The cargo numbers come a day after NRF forecast that 2017 retail sales — excluding automobiles, gasoline and restaurants — will increase between 3.7 and 4.2 percent over 2016, citing job and income growth and low debt that show “the fundamentals are in place.”
Cargo volume does not correlate directly to sales because only the number of containers is counted, not the value of the cargo inside, but nonetheless provides a barometer of retailers’ expectations.

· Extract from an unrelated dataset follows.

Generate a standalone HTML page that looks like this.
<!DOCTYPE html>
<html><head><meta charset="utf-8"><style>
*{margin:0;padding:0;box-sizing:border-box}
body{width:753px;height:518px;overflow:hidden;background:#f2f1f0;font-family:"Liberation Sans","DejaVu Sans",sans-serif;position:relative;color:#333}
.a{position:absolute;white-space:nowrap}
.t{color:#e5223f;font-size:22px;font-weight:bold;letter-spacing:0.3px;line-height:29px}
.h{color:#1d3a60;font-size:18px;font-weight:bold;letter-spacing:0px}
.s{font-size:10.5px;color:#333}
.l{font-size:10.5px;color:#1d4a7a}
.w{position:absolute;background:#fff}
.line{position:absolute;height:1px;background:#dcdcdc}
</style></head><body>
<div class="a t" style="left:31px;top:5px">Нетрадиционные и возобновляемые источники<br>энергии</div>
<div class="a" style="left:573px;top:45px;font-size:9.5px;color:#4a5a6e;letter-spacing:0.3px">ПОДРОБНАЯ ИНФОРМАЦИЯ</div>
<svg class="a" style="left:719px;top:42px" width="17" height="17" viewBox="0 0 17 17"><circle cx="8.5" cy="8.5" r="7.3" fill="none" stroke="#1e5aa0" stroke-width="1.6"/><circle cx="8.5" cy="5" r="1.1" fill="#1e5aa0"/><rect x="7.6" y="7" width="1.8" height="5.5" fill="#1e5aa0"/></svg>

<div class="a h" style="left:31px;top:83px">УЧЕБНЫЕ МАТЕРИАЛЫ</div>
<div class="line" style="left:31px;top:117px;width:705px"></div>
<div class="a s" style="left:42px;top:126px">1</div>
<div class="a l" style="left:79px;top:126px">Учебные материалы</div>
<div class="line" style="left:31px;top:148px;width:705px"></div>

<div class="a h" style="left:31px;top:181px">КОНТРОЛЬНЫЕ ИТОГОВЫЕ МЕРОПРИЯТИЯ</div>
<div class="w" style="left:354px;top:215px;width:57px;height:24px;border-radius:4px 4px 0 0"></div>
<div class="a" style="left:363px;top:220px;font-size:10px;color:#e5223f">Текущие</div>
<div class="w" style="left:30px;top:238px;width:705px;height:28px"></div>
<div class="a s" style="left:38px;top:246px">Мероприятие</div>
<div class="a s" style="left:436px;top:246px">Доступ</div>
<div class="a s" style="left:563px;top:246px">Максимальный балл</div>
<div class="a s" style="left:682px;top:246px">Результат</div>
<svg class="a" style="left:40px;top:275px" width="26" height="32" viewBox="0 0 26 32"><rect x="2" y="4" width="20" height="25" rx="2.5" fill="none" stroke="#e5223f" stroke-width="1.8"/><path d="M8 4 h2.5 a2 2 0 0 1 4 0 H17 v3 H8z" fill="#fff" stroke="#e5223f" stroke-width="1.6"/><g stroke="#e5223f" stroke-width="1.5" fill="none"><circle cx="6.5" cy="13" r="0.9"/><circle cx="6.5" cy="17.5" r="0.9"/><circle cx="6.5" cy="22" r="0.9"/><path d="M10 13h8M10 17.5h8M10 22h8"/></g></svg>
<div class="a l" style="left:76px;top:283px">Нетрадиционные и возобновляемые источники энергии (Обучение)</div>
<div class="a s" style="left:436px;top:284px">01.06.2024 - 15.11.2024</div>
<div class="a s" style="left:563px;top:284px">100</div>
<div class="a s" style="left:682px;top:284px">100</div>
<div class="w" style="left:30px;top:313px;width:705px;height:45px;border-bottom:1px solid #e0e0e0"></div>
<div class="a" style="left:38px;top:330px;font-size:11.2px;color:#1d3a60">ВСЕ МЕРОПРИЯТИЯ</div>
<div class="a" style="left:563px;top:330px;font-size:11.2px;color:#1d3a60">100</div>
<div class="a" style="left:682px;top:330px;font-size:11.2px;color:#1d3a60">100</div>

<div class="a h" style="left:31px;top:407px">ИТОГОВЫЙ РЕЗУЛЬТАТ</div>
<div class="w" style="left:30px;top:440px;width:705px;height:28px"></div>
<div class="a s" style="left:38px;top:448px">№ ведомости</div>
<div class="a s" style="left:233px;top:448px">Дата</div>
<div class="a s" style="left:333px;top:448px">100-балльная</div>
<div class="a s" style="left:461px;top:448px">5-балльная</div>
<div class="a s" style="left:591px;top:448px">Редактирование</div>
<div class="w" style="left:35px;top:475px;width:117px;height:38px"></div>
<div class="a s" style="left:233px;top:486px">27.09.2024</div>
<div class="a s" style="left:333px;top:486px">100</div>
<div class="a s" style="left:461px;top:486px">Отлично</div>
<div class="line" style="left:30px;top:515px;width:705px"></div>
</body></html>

“The U.S. is well placed in 2017 and is likely to outperform most of the rest of the developed economies,” Hackett Associates founder Ben Hackett said. “If the infrastructure investments promised by the new administration come about, we can expect stronger growth than in 2016, but that assumes good relationships with U.S. trading partners and no recourse to trade barriers that would result in a tit-for-tat response.”
Global Port Tracker covers the U.S. ports of Los Angeles-Long Beach and Oakland, Calif.; Seattle and Tacoma, Wash, on the West Coast; New York-New Jersey; Hampton Roads, Va.; Charleston, S.C.; Savannah, Ga., and Port Everglades and Miami, Fla., on the East Coast, and Houston on the Gulf Coast.